Hartland is a pleasant village in north Devon, though it was once a chartered town. A few miles away is Hartland Point, whose rocky shoreline is infamous among sailors for the shipwrecks that occurred there over the centuries.

Just outside Hartland itself is Hartland Abbey, a lovely stately home created from a medieval monastery. Four miles distant is the unspoilt fishing village of Clovelly, where no automobiles are allowed to travel.

For centuries the townsfolk of Hartland had to walk to nearby Stoke to worship. The church in Stoke is dedicated to St Nectan, a 6th-century missionary from Wales who was murdered here. In the early Victorian period, a new church was built in Hartland, on the site of the 17th-century town hall. The only remnant of the hall is the 17h century clock.
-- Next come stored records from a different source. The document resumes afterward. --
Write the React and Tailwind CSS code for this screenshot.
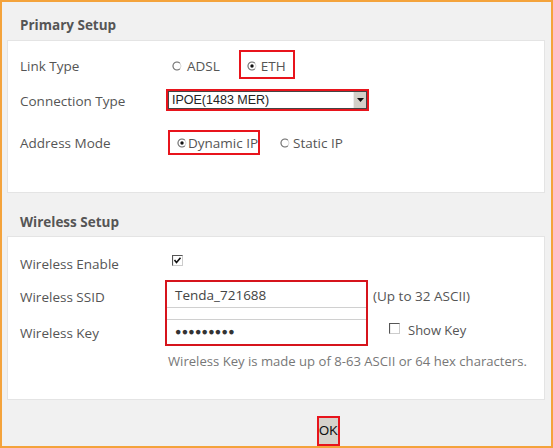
import React from 'react';

const Radio = ({ checked }) => (
  <svg width="10" height="10" viewBox="0 0 10 10" className="shrink-0">
    <circle cx="5" cy="5" r="4" fill="#fff" stroke="#d8d8d8" strokeWidth="1" />
    <path d="M7.8 2.2 A4 4 0 1 0 7.8 7.8" fill="none" stroke="#777" strokeWidth="1.1" />
    {checked && <circle cx="5" cy="5" r="1.7" fill="#111" />}
  </svg>
);

const Checkbox = ({ checked }) => (
  <svg width="11" height="11" viewBox="0 0 11 11" className="shrink-0">
    <rect x="0.5" y="0.5" width="10" height="10" fill="#fff" stroke="#ccc" />
    <path d="M0.5 10.5 V0.5 H10.5" fill="none" stroke="#555" strokeWidth="1.2" />
    {checked && <path d="M2.5 5 L4.5 7.5 L8.5 2.8" fill="none" stroke="#111" strokeWidth="1.6" />}
  </svg>
);

const SectionTitle = ({ children, className }) => (
  <div className={`pl-[18px] font-bold text-[13.5px] leading-[18px] text-[#555] ${className}`}>{children}</div>
);

const Label = ({ children, className = 'pt-[3px]' }) => (
  <div className={`w-[158px] shrink-0 pl-[12px] text-[13.5px] text-[#555] whitespace-nowrap ${className}`}>{children}</div>
);

export default function App() {
  return (
    <div
      className="w-[553px] h-[448px] border-2 border-[#f4a33c] bg-[#f1f1f1] flex flex-col overflow-hidden"
      style={{ fontFamily: '"Open Sans", "Noto Sans", sans-serif' }}
    >
      <SectionTitle className="h-[38px] pt-[14px]">Primary Setup</SectionTitle>

      <div className="ml-[5px] mr-[6px] h-[153px] bg-white border border-[#e4e4e4]">
        {/* Link Type */}
        <div className="mt-[9px] h-[29px] flex items-center">
          <Label>Link Type</Label>
          <div className="ml-[6px] pt-[3px] flex items-center gap-[5px] text-[13.5px] text-[#555] whitespace-nowrap">
            <Radio />
            <span>ADSL</span>
          </div>
          <div className="ml-[19px] h-[29px] w-[56px] pl-[6px] pt-[3px] flex items-center gap-[4px] border-2 border-[#e8141c] text-[13.5px] text-[#555] whitespace-nowrap">
            <Radio checked />
            <span>ETH</span>
          </div>
        </div>

        {/* Connection Type */}
        <div className="mt-[10px] h-[22px] flex items-center">
          <Label>Connection Type</Label>
          <div className="w-[203px] h-[22px] border-2 border-[#e8141c] flex">
            <div className="flex-1 flex items-center justify-between border border-[#444] bg-white">
              <span className="pl-[3px] text-[12.5px] text-[#222]" style={{ fontFamily: '"Liberation Sans", Arial, sans-serif' }}>
                IPOE(1483 MER)
              </span>
              <div className="w-[13px] h-full bg-[#d4d0c8] flex items-center justify-center border-l border-[#eee]">
                <svg width="7" height="4" viewBox="0 0 7 4">
                  <path d="M0 0 H7 L3.5 4 Z" fill="#111" />
                </svg>
              </div>
            </div>
          </div>
        </div>

        {/* Address Mode */}
        <div className="mt-[19px] h-[25px] flex items-center">
          <Label className="pt-[1px]">Address Mode</Label>
          <div className="ml-[2px] h-[25px] w-[92px] pl-[7px] pt-[1px] flex items-center gap-[1px] border-2 border-[#e8141c] text-[13.5px] text-[#555] whitespace-nowrap">
            <Radio checked />
            <span>Dynamic IP</span>
          </div>
          <div className="ml-[20px] pt-[1px] flex items-center gap-[3px] text-[13.5px] text-[#555] whitespace-nowrap">
            <Radio />
            <span>Static IP</span>
          </div>
        </div>
      </div>

      <SectionTitle className="h-[43px] pt-[20px]">Wireless Setup</SectionTitle>

      <div className="ml-[5px] mr-[6px] h-[164px] bg-white border border-[#e4e4e4]">
        {/* Wireless Enable */}
        <div className="mt-[14px] h-[24px] flex items-center">
          <Label>Wireless Enable</Label>
          <div className="ml-[6px] -mt-[6px]">
            <Checkbox checked />
          </div>
        </div>

        <div className="mt-[5px] flex">
          <div className="w-[157px] shrink-0 text-[13.5px] text-[#555] pl-[12px] whitespace-nowrap">
            <div className="h-[32px] pt-[8px] leading-[18px]">Wireless SSID</div>
            <div className="h-[32px] pt-[12px] leading-[18px]">Wireless Key</div>
          </div>
          <div className="flex flex-col">
            <div className="flex">
              <div className="w-[203px] h-[66px] border-2 border-[#d6141c] flex flex-col">
                <div className="h-[26px] border-b border-[#d0d0d0] pl-[8px] pt-[2px] flex items-center text-[13.5px] text-[#444]">
                  Tenda_721688
                </div>
                <div className="h-[11px]" />
                <div className="flex-1 border-t border-[#d0d0d0] pl-[8px] flex items-center text-[10.5px] tracking-[0.3px] text-[#333]">
                  ●●●●●●●●●
                </div>
              </div>
              <div className="flex flex-col text-[13.5px] text-[#555] whitespace-nowrap">
                <div className="h-[30px] pl-[5px] pt-[2px] flex items-center">(Up to 32 ASCII)</div>
                <div className="mt-[11px] pl-[21px] flex items-center gap-[8px]">
                  <div className="-mt-[4px]">
                    <Checkbox />
                  </div>
                  <span className="text-[13px]">Show Key</span>
                </div>
              </div>
            </div>
            <div className="mt-[6px] pl-[3px] text-[13.1px] leading-[18px] text-[#777] whitespace-nowrap">
              Wireless Key is made up of 8-63 ASCII or 64 hex characters.
            </div>
          </div>
        </div>
      </div>

      <div className="pt-[16px] pl-[315px]">
        <button
          className="w-[23px] h-[30px] border-2 border-[#e8141c] bg-[#d6d2cb] text-[13px] text-[#111] flex items-center justify-center"
          style={{ fontFamily: '"Liberation Sans", Arial, sans-serif' }}
        >
          OK
        </button>
      </div>
    </div>
  );
}
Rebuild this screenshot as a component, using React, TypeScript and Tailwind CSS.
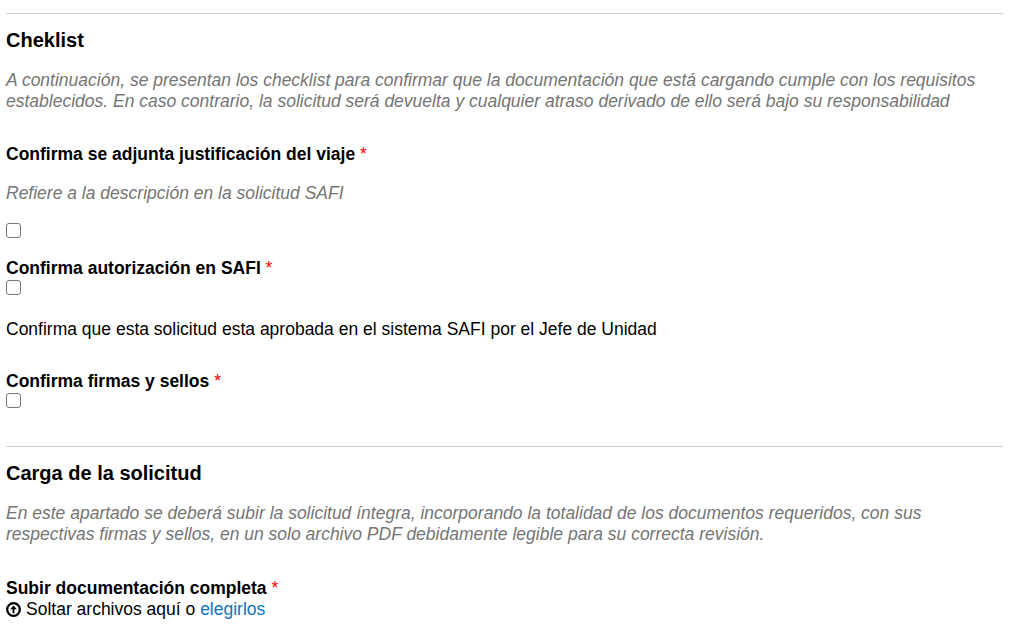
export default function App() {
  const Req = () => <span className="text-[#f00] font-normal"> *</span>
  const Box = () => (
    <div className="h-[17px] flex items-center">
      <input type="checkbox" className="w-[15px] h-[15px] appearance-none bg-white border border-[#767676] rounded-[3px]" />
    </div>
  )
  return (
    <div className="font-['Liberation_Sans',Arial,sans-serif] text-black text-[17.5px] leading-[21px] w-[1027px] h-[643px] overflow-hidden bg-white pl-[6px] pr-[24px] pt-[13px]">
      <hr className="border-t border-[#d0d0d0]" />
      <h2 className="font-bold text-[20px] leading-[24px] mt-[14px]">Cheklist</h2>
      <p className="italic text-[#757575] mt-[18px]">
        A continuación, se presentan los checklist para confirmar que la documentación que está cargando cumple con los requisitos establecidos. En caso contrario, la solicitud será devuelta y cualquier atraso derivado de ello será bajo su responsabilidad
      </p>
      <p className="font-bold mt-[32px]">Confirma se adjunta justificación del viaje<Req /></p>
      <p className="italic text-[#757575] mt-[18px]">Refiere a la descripción en la solicitud SAFI</p>
      <div className="mt-[18px]"><Box /></div>
      <p className="font-bold mt-[19px]">Confirma autorización en SAFI<Req /></p>
      <Box />
      <p className="mt-[23px]">Confirma que esta solicitud esta aprobada en el sistema SAFI por el Jefe de Unidad</p>
      <p className="font-bold mt-[31px]">Confirma firmas y sellos<Req /></p>
      <Box />
      <hr className="border-t border-[#d0d0d0] mt-[37px]" />
      <h2 className="font-bold text-[20px] leading-[24px] mt-[14px]">Carga de la solicitud</h2>
      <p className="italic text-[#757575] mt-[18px]">
        En este apartado se deberá subir la solicitud íntegra, incorporando la totalidad de los documentos requeridos, con sus respectivas firmas y sellos, en un solo archivo PDF debidamente legible para su correcta revisión.
      </p>
      <p className="font-bold mt-[33px]">Subir documentación completa<Req /></p>
      <p className="flex items-center">
        <svg viewBox="0 0 16 16" className="w-[15px] h-[15px] mr-[5px]">
          <circle cx="8" cy="8" r="6.75" fill="none" stroke="#000" strokeWidth="2.4" />
          <path d="M8 12V6.5" fill="none" stroke="#000" strokeWidth="2" />
          <path d="M8 3.8l3.6 4h-7.2z" fill="#000" />
        </svg>
        Soltar archivos aquí o&nbsp;<span className="text-[#0f74bc]">elegirlos</span>
      </p>
    </div>
  )
}
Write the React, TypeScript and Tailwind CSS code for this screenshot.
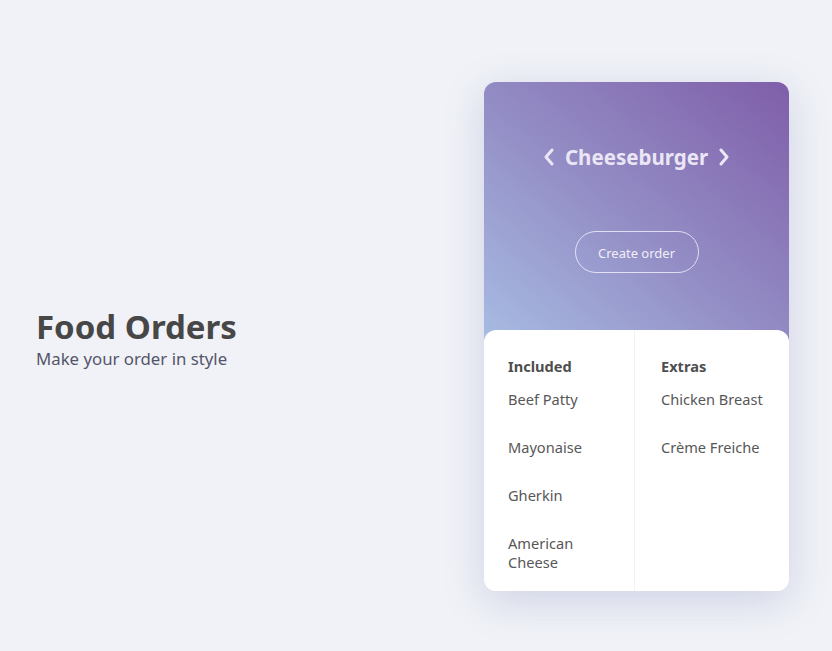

A short distance outside the town is Hartland Quay, with a Shipwreck Museum reminding visitors that this was one of the most treacherous places in Britain for ships. The Quay was built in 1586 after an Act of Parliament was pushed through under the influence of famous mariners like Sir Francis Drake and Sir Walter Raleigh.

Hartland Abbey

The Abbey is a beautiful Georgian mansion incorporating a medieval monastery dissolved by Henry VIII. The monastery was founded for the Augustinian order in 1137 and was dissolved in 1547, making it the very last monastery to be dissolved by Henry's commissioners. Highlights of the current house include the Alhambra Corridor, designed by architect Sir George Gilbert Scott to emulate the Alhambra Palace in Spain.

Another fascinating heritage site is Docton Mill, founded in the Saxon period and now boasting one of the finest gardens in the West Country.